If you are voting for Tinpis Run: “Mexico (Illusion Travels by Streetcar) 0 – Papua New Guinea (Tinpis Run) 1”
Your vote must contain the names of both films with a “one” after the film you are voting for and a “zero” after the other film. If your vote is not formatted in this way it will not be counted.
Along with your vote you are strongly encouraged to leave additional comments regarding your reactions to the films, your reasons for why you voted the way you did, and responses to other participants’ comments. Being able to have deep discussion about the films and different aspects of them is an important part of finding enjoyment in participating in the World Cup.

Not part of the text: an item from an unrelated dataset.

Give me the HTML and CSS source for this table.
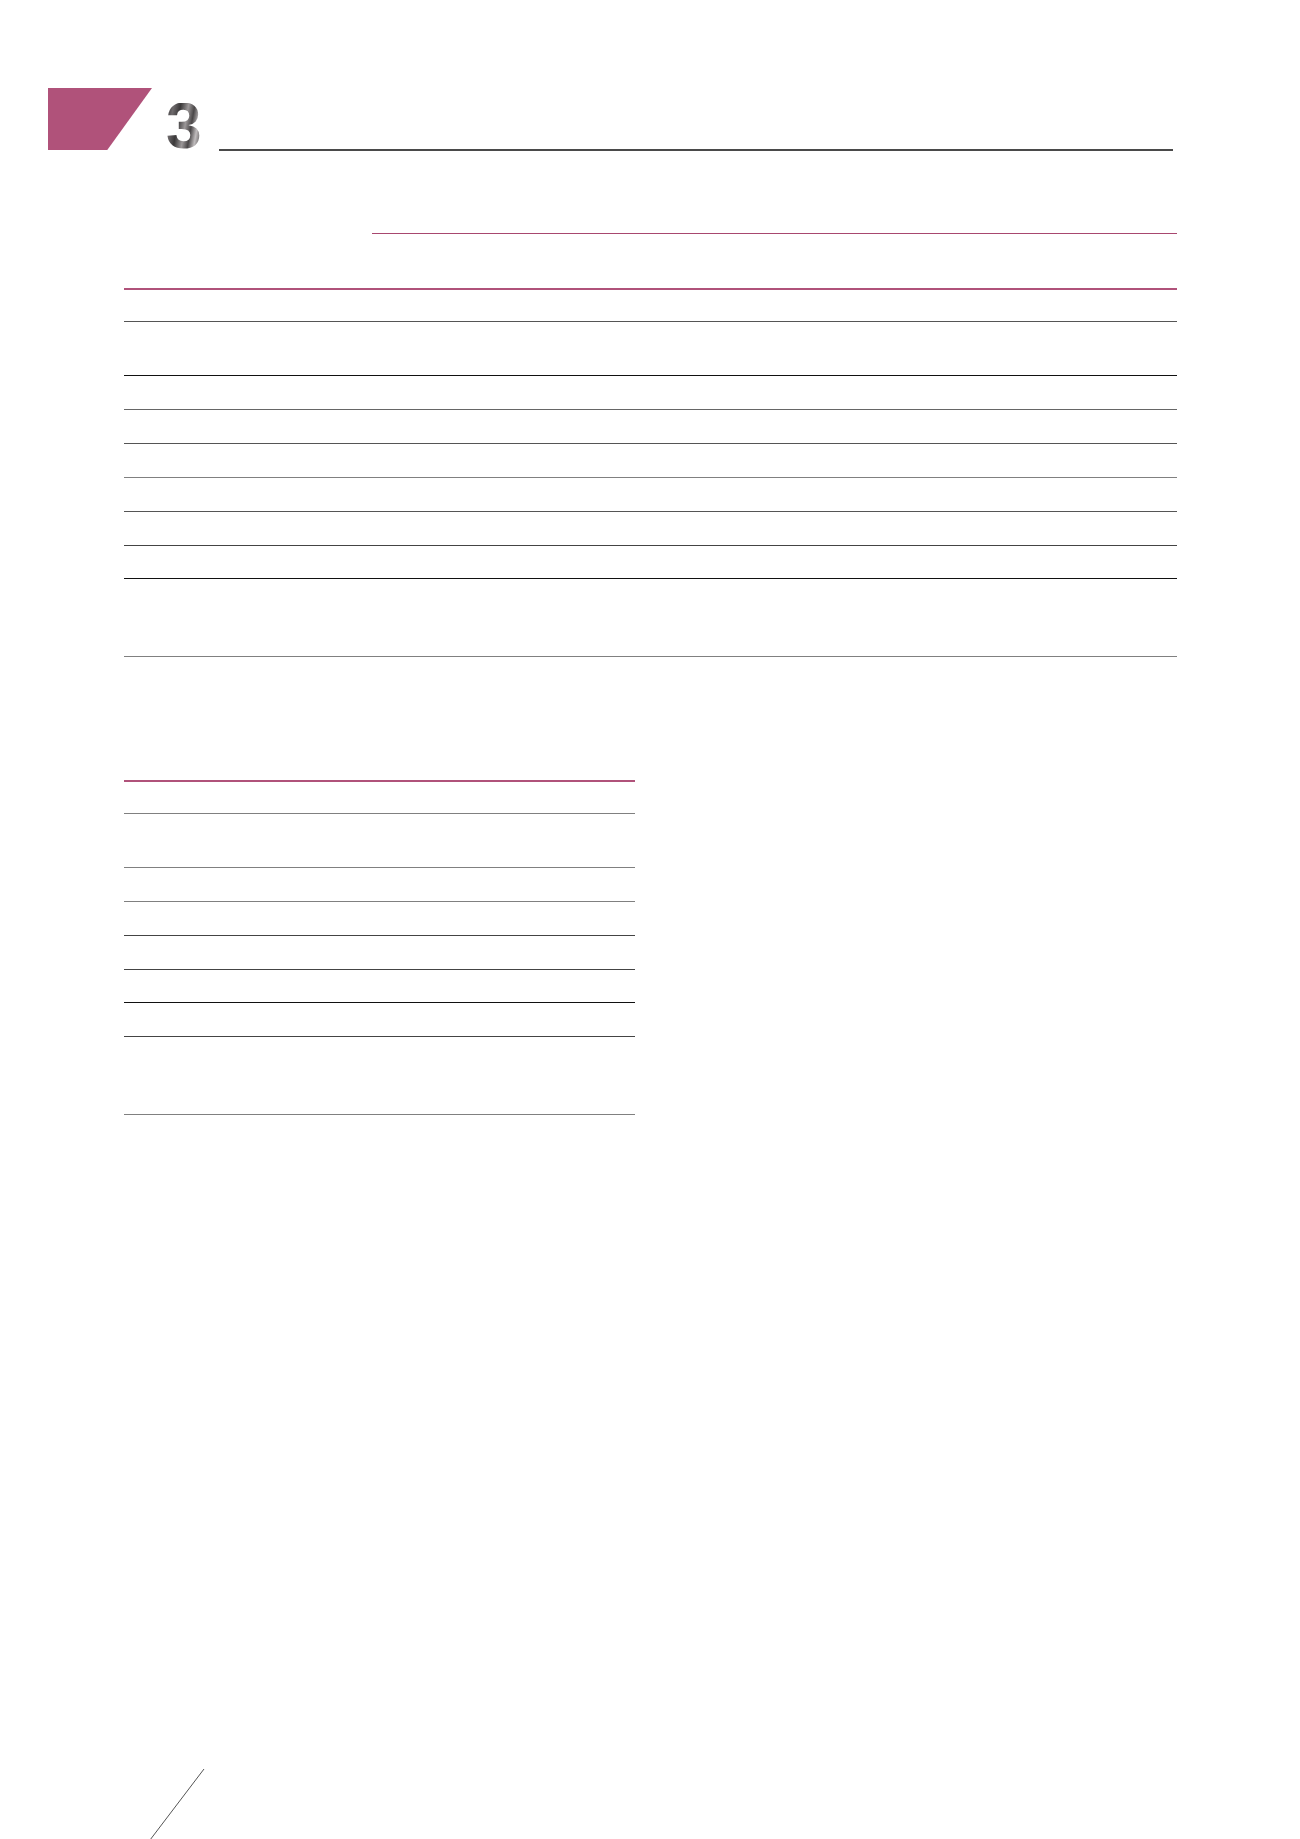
FILE: index.html
```html
<!DOCTYPE html>
<html lang="en">
<head>
<meta charset="utf-8">
<title>Section 3</title>
<link rel="stylesheet" href="styles.css">
</head>
<body>
<div class="page">
  <header class="chapter">
    <div class="tab"></div>
    <div class="num">3</div>
    <div class="rule"></div>
  </header>

  <section class="t1">
    <div class="row grp"><div class="c"></div><div class="c span4"></div></div>
    <div class="row head2 pinkthick"><div class="c"></div><div class="c"></div><div class="c"></div><div class="c"></div><div class="c"></div></div>
    <div class="row h32 g55"><div class="c"></div><div class="c"></div><div class="c"></div><div class="c"></div><div class="c"></div></div>
    <div class="row h54 g00"><div class="c"></div><div class="c"></div><div class="c"></div><div class="c"></div><div class="c"></div></div>
    <div class="row h34 g66"><div class="c"></div><div class="c"></div><div class="c"></div><div class="c"></div><div class="c"></div></div>
    <div class="row h34 g55"><div class="c"></div><div class="c"></div><div class="c"></div><div class="c"></div><div class="c"></div></div>
    <div class="row h34 g80"><div class="c"></div><div class="c"></div><div class="c"></div><div class="c"></div><div class="c"></div></div>
    <div class="row h34 g55"><div class="c"></div><div class="c"></div><div class="c"></div><div class="c"></div><div class="c"></div></div>
    <div class="row h34 g44"><div class="c"></div><div class="c"></div><div class="c"></div><div class="c"></div><div class="c"></div></div>
    <div class="row h33 g00"><div class="c"></div><div class="c"></div><div class="c"></div><div class="c"></div><div class="c"></div></div>
    <div class="row h78 g80"><div class="c"></div><div class="c"></div><div class="c"></div><div class="c"></div><div class="c"></div></div>
  </section>

  <section class="t2">
    <div class="row h32 g80"><div class="c"></div><div class="c"></div></div>
    <div class="row h54 g80"><div class="c"></div><div class="c"></div></div>
    <div class="row h34 g80"><div class="c"></div><div class="c"></div></div>
    <div class="row h34 g44"><div class="c"></div><div class="c"></div></div>
    <div class="row h34 g44"><div class="c"></div><div class="c"></div></div>
    <div class="row h33 g00"><div class="c"></div><div class="c"></div></div>
    <div class="row h34 g44"><div class="c"></div><div class="c"></div></div>
    <div class="row h78 g80"><div class="c"></div><div class="c"></div></div>
  </section>

  <svg class="slash" width="60" height="71" viewBox="0 0 60 71" aria-hidden="true">
    <line x1="56" y1="0" x2="2" y2="71" stroke="#555" stroke-width="1"/>
  </svg>
</div>
</body>
</html>
```

FILE: styles.css
```css
html, body {
  margin: 0;
  padding: 0;
  background: #fff;
  font-family: "Liberation Sans", Arial, sans-serif;
}

.page {
  width: 1300px;
  height: 1839px;
  overflow: hidden;
}

.chapter {
  display: flex;
  align-items: flex-end;
  padding: 87px 0 0 48px;
  height: 63px;
  box-sizing: content-box;
}

.tab {
  width: 104px;
  height: 62px;
  background: #b0527a;
  clip-path: polygon(0 0, 100% 0, 57% 100%, 0 100%);
  flex: none;
}

.num {
  margin-left: 14px;
  height: 47px;
  line-height: 47px;
  font-size: 64px;
  font-weight: bold;
  background: linear-gradient(100deg, #2e2c2e 0%, #6e6a6c 18%, #3a3839 34%, #9c9899 52%, #4a4748 66%, #c0bcbd 80%, #2f2d2e 100%);
  -webkit-background-clip: text;
  background-clip: text;
  color: transparent;
  flex: none;
}

.rule {
  margin-left: 17px;
  width: 954px;
  height: 0;
  border-bottom: 2px solid #4a4a4a;
  margin-bottom: -1px;
  flex: none;
}

.t1 {
  margin: 50px 0 0 124px;
  width: 1053px;
}

.t1 .row {
  display: grid;
  grid-template-columns: 249px 216px 216px 217px 155px;
}

.t1 .row.grp {
  grid-template-columns: 248px 805px;
  height: 34px;
}

.t1 .grp .span4 {
  border-bottom: 1px solid #a8476f;
}

.t2 {
  margin: 123px 0 0 124px;
  width: 511px;
  border-top: 2px solid #b0527a;
}

.t2 .row {
  display: grid;
  grid-template-columns: 295px 216px;
}

.row {
  box-sizing: border-box;
}

.c {
  box-sizing: border-box;
}

.head2 { height: 56px; }
.pinkthick { border-bottom: 2px solid #b0527a; }

.h32 { height: 32px; }
.h33 { height: 33px; }
.h34 { height: 34px; }
.h54 { height: 54px; }
.h78 { height: 78px; }

.g00 { border-bottom: 1px solid #111; }
.g44 { border-bottom: 1px solid #444; }
.g55 { border-bottom: 1px solid #555; }
.g66 { border-bottom: 1px solid #666; }
.g80 { border-bottom: 1px solid #808080; }

.slash {
  display: block;
  margin: 654px 0 0 148px;
}
```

This match will end on Thursday, May 3 at 10:00 PM GMT. No votes attempted to be cast after that time will be counted. Shortly after the match ends the votes will be tallied and a winner of the match will be declared. If the films both receive the same number of votes, the match will be considered a tie.
The percentage of votes each film receives in a match will have an effect on whether or not the corresponding country will participate in the final round of the World Cup. Thus even if the film you vote for loses in this match, your vote will still be important.
The results of the matches as well as the schedule for future matches can be found here:
If you would like to participate but are unable to find sources to watch these films, please send me a personal message so that I can invite you to the private website featuring internet links to view the films.
Sorry about the match title not featuring the names of the countries of films. For some reason MUBI wouldn’t let me post it that way. I’ll try to get it fixed.
Mexico (Illusion Travels by Streetcar) 1 – Papua New Guinea (Tinpis Run) 0
Mexican streetcar vs Tinpis taxi: Two rather broad comedies, both with a political subtext, both dealing with issues revolving around transportation.
Illusion has Buñuel at his ‘red’ stage, with his trademark dark comic overtones, but no real hint of the brilliant surrealist we all know and love. Sort of journeyman work for him, I guess. This is no Exterminating Angel. We can see Buñuel’s political leanings throughout, however, such as the line from the lady with the fake American accent who got on the bus and was told she didn’t need to pay: “Are you all Communists?” A light-hearted, but very forgettable farce.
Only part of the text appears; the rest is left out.